Habiter le monde autrement, par l’art, pas à pas
La dimension artistique est une dimension dans laquelle on peut habiter et se rencontrer soi-même et mutuellement à de nombreux moments de notre vie. Elle peut contenir une part de notre identité. Lorsque l’on crée, on modifie notre manière de regarder, de penser, d’être présent et également notre intention. Cette manière d’incarner un moment et de projeter ses actions nous permet un apprentissage spécifique de la nuance, de l’observation, de la lenteur et de penser nos gestes dans le monde sans brutalité inutile ou absurde, sans standardisation ou effet de mode, avec application et attention.
L’art est nécessaire pour habiter le monde autrement, le penser, le pratiquer, renouer avec une raison d’être et reprendre ses décisions quant au monde que nous désirons. C’est aussi une façon d’être soi autrement, autre part et de s’en inspirer dans les autres domaines de notre vie. L’atelier de création ou d’expression artistique peut être un rituel discret vers une pratique régulière qui nous permet de développer une aisance à parcourir le milieu artistique et d’adopter plus souvent son regard.
Ce que les ateliers changent, en silence
Les ateliers artistiques ne sont pas des fins en soi, mais des portes modestes vers une autre manière d’être vivant. Ils offrent à chacun, sans formation préalable, une expérience de liberté, de joie et d’imperfection et surtout des expériences plurielles et d’altérité.
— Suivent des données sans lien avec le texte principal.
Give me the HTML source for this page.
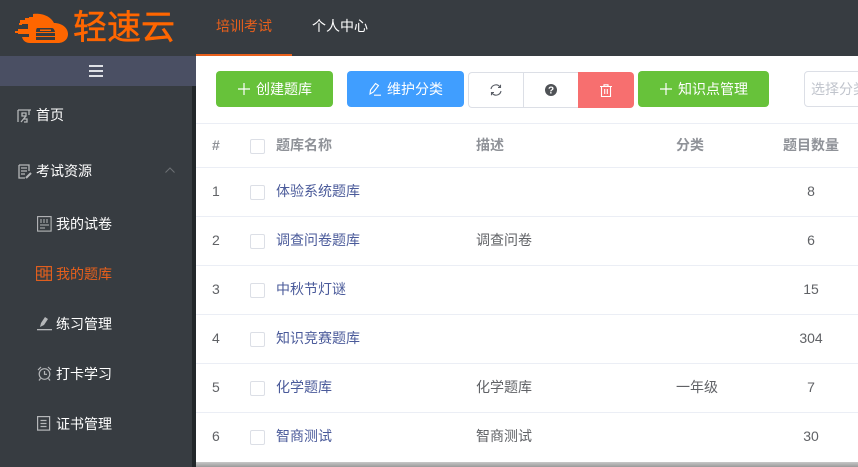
<!DOCTYPE html>
<html><head><meta charset="utf-8">
<style>
html,body{margin:0;padding:0;width:858px;height:467px;overflow:hidden;background:#fff}
body{position:relative;font-family:"Liberation Sans","Noto Sans CJK SC",sans-serif;font-size:14px}
.a{position:absolute;white-space:nowrap}
svg{position:absolute;display:block}
.hd{left:0;top:0;width:858px;height:56px;background:#373c41}
.sb{left:0;top:56px;width:192px;height:411px;background:#373c41}
.sd{left:192px;top:86px;width:4px;height:381px;background:#22272a}
.m{color:#fff;line-height:20px;font-size:14px}
.btn{border-radius:4px;height:36px;top:71px;color:#fff;line-height:36px;font-size:14px}
.th{color:#8f9298;font-weight:bold;font-size:14px;line-height:20px;top:135px}
.ln{left:196px;width:662px;height:1px;background:#ebeef5}
.c{color:#606266;font-size:14px;line-height:20px}
.n{color:#4a5a9a;font-size:14px;line-height:20px;left:276px}
.cb{left:250px;width:13px;height:13px;border:1px solid #dcdfe6;border-radius:2px;background:#fff}
.num{left:212px}
.cnt{left:761px;width:100px;text-align:center}
</style></head><body>
<div class="a hd"></div>
<div class="a sb"></div>
<div class="a" style="left:0;top:56px;width:196px;height:30px;background:#4a4f63"></div>
<div class="a sd"></div>

<svg style="left:0;top:0" width="72" height="50" viewBox="0 0 72 50">
<path fill="#ff6600" d="M33 14C40 13 50 15 54 23C62 23 68 28 68 34C68 40 63 43 58 43H30C26 43 23 41 22 37H29V34H18V29H28V24H20V20H29V17H33z"/>
<g fill="#ff6600"><rect x="25" y="18" width="4" height="2"/><rect x="15" y="31" width="3" height="2"/><rect x="19" y="23" width="3" height="2"/></g>
<g fill="#373c41"><path d="M37 28h15q2 0 3 4H36q0-3 1-4z"/><rect x="36" y="33.500" width="19" height="1.500" fill="#ff6600"/><rect x="36" y="33" width="19" height="3"/><rect x="36" y="37" width="19" height="3"/></g>
<g fill="#ff6600"><rect x="40" y="29.500" width="11" height="1.500"/></g>
</svg>
<div class="a" style="left:73px;top:8px;color:#ff6600;font-size:34px;line-height:40px;-webkit-text-stroke:.5px #ff6600">轻速云</div>

<div class="a" style="left:216px;top:16px;color:#e8601c;font-size:14px;line-height:20px">培训考试</div>
<div class="a" style="left:312px;top:16px;color:#fff;font-size:14px;line-height:20px">个人中心</div>
<div class="a" style="left:196px;top:54px;width:96px;height:2px;background:#e8601c"></div>

<svg style="left:89px;top:65px" width="14" height="12"><g fill="#dfe1e6"><rect y="0" width="14" height="2"/><rect y="5" width="14" height="2"/><rect y="10" width="14" height="2"/></g></svg>

<svg style="left:17px;top:108px" width="15" height="15" viewBox="0 0 15 15" fill="none" stroke="#b5b7b9" stroke-width="1.300"><path d="M1 2h13M1 2v12M5 5h4v3H5zM4 14l5-6M7 11h3v3H7M12 2v5"/></svg>
<div class="a m" style="left:36px;top:105px">首页</div>

<svg style="left:18px;top:164px" width="14" height="15" viewBox="0 0 14 15" fill="none" stroke="#b5b7b9" stroke-width="1.300"><path d="M1 1h10v6M1 1v13h6M3 4h6M3 7h6M3 10h4"/><path d="M8 14l5-5" stroke-width="2"/></svg>
<div class="a m" style="left:36px;top:161px">考试资源</div>
<svg style="left:165px;top:167px" width="10" height="6" fill="none" stroke="#6d7175"><path d="M.5 5.500L5 1l4.500 4.500"/></svg>

<svg style="left:37px;top:216px" width="15" height="16" viewBox="0 0 15 16" fill="none" stroke="#b5b7b9" stroke-width="1.100"><rect x=".6" y=".6" width="13.500" height="14.500"/><path d="M3 4h9M3 6h9" stroke-dasharray="2 1"/><path d="M3 9h9M3 12h5"/></svg>
<div class="a m" style="left:56px;top:214px">我的试卷</div>

<svg style="left:36px;top:266px" width="16" height="15" viewBox="0 0 16 15" fill="none" stroke="#e8601c" stroke-width="1.100"><rect x=".6" y=".6" width="14.800" height="13.800"/><path d="M5 3h3v8H5zM0 5h5M0 9h5M11 1v13M8 5h8M8 9h8"/></svg>
<div class="a m" style="left:56px;top:264px;color:#e8601c">我的题库</div>

<svg style="left:37px;top:316px" width="15" height="15" viewBox="0 0 15 15"><path fill="#b5b7b9" d="M3 11l1-4 4-6 3 2-4 6z"/><rect x="0" y="13" width="15" height="1.300" fill="#b5b7b9"/></svg>
<div class="a m" style="left:56px;top:314px">练习管理</div>

<svg style="left:37px;top:366px" width="15" height="15" viewBox="0 0 15 15" fill="none" stroke="#b5b7b9" stroke-width="1.200"><circle cx="7.500" cy="8" r="5.300"/><path d="M7.500 5v3.300h2.500M1 4l3-3M14 4l-3-3M3.500 12.500L2 14.500M11.500 12.500l1.500 2"/></svg>
<div class="a m" style="left:56px;top:364px">打卡学习</div>

<svg style="left:37px;top:416px" width="14" height="15" viewBox="0 0 14 15" fill="none" stroke="#b5b7b9" stroke-width="1.200"><rect x=".6" y=".6" width="12" height="13.500"/><path d="M3.500 4.500h6M3.500 7.500h6M3.500 10.500h6"/></svg>
<div class="a m" style="left:56px;top:414px">证书管理</div>

<div class="a btn" style="left:216px;width:117px;background:#67c23a"></div>
<svg style="left:238px;top:83px" width="12" height="12" stroke="#fff" stroke-width="1.200"><path d="M6 0v12M0 6h12"/></svg>
<div class="a btn" style="left:256px;">创建题库</div>

<div class="a btn" style="left:347px;width:117px;background:#409eff"></div>
<svg style="left:368px;top:82px" width="14" height="14" viewBox="0 0 14 14" fill="none" stroke="#fff" stroke-width="1.100"><path d="M2 12l.5-4L7.500 1.500l3 2L5.500 10zM6 13.200h7"/></svg>
<div class="a btn" style="left:387px">维护分类</div>

<div class="a" style="left:468px;top:72px;width:110px;height:34px;border:1px solid #dcdfe6;border-right:0;border-radius:4px 0 0 4px;background:#fff"></div>
<div class="a" style="left:523px;top:72px;width:1px;height:36px;background:#dcdfe6"></div>
<svg style="left:490px;top:84px" width="12" height="12" viewBox="0 0 12 12" fill="none" stroke="#5a5e66" stroke-width="1.100"><path d="M1 5a5 5 0 0 1 9-2M11 7a5 5 0 0 1-9 2"/><path d="M10.500 .8v2.700H8M1.500 11.200V8.500H4"/></svg>
<svg style="left:545px;top:84px" width="12" height="12" viewBox="0 0 12 12"><circle cx="6" cy="6" r="6" fill="#4f5256"/><text x="6" y="9.500" font-size="10" font-weight="bold" fill="#fff" text-anchor="middle" font-family="Liberation Sans">?</text></svg>
<div class="a" style="left:578px;top:72px;width:56px;height:36px;background:#f76f6f;border-radius:0 4px 4px 0"></div>
<svg style="left:600px;top:84px" width="12" height="13" viewBox="0 0 12 13" fill="none" stroke="#fff" stroke-width="1.100"><path d="M0 2.500h12M4 2.500V.8h4v1.700M1.500 2.500v10h9v-10M4.700 5v5M7.300 5v5"/></svg>

<div class="a btn" style="left:638px;width:131px;background:#67c23a"></div>
<svg style="left:660px;top:83px" width="12" height="12" stroke="#fff" stroke-width="1.200"><path d="M6 0v12M0 6h12"/></svg>
<div class="a btn" style="left:678px">知识点管理</div>

<div class="a" style="left:804px;top:71px;width:80px;height:34px;border:1px solid #dcdfe6;border-radius:4px;background:#fff"></div>
<div class="a" style="left:811px;top:79px;color:#c0c4cc;font-size:14px;line-height:20px">选择分类</div>

<div class="a ln" style="top:123px"></div>
<div class="a th" style="left:212px">#</div>
<div class="a cb" style="top:139px"></div>
<div class="a th" style="left:276px">题库名称</div>
<div class="a th" style="left:476px">描述</div>
<div class="a th" style="left:676px">分类</div>
<div class="a th" style="left:783px">题目数量</div>
<div class="a ln" style="top:167px"></div>

<div class="a c num" style="top:181px">1</div><div class="a cb" style="top:185px"></div><div class="a n" style="top:181px">体验系统题库</div><div class="a c cnt" style="top:181px">8</div>
<div class="a ln" style="top:216px"></div>
<div class="a c num" style="top:230px">2</div><div class="a cb" style="top:234px"></div><div class="a n" style="top:230px">调查问卷题库</div><div class="a c" style="left:476px;top:230px">调查问卷</div><div class="a c cnt" style="top:230px">6</div>
<div class="a ln" style="top:265px"></div>
<div class="a c num" style="top:279px">3</div><div class="a cb" style="top:283px"></div><div class="a n" style="top:279px">中秋节灯谜</div><div class="a c cnt" style="top:279px">15</div>
<div class="a ln" style="top:314px"></div>
<div class="a c num" style="top:328px">4</div><div class="a cb" style="top:332px"></div><div class="a n" style="top:328px">知识竞赛题库</div><div class="a c cnt" style="top:328px">304</div>
<div class="a ln" style="top:363px"></div>
<div class="a c num" style="top:377px">5</div><div class="a cb" style="top:381px"></div><div class="a n" style="top:377px">化学题库</div><div class="a c" style="left:476px;top:377px">化学题库</div><div class="a c" style="left:676px;top:377px">一年级</div><div class="a c cnt" style="top:377px">7</div>
<div class="a ln" style="top:412px"></div>
<div class="a c num" style="top:426px">6</div><div class="a cb" style="top:430px"></div><div class="a n" style="top:426px">智商测试</div><div class="a c" style="left:476px;top:426px">智商测试</div><div class="a c cnt" style="top:426px">30</div>
<div class="a" style="left:196px;top:462px;width:662px;height:5px;background:linear-gradient(#c8c8c8,#9a9a9a)"></div>
</body></html>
C’est peut-être cela, le plus politique aujourd’hui : ouvrir des lieux et des temps où l’imagination devient une pratique quotidienne, une manière de résister, de rêver, de semer. Réaccorder une place aux loisirs, aux actes faits avec soin, amour, passion et pour le plaisir, à la contemplation, à la philosophie, aux moments libres et aux moments gratuits.
Ce que l’on fabrique compte. Mais ce que cela transforme en nous et dans une société au fur et à mesure d’années comptera bien plus encore.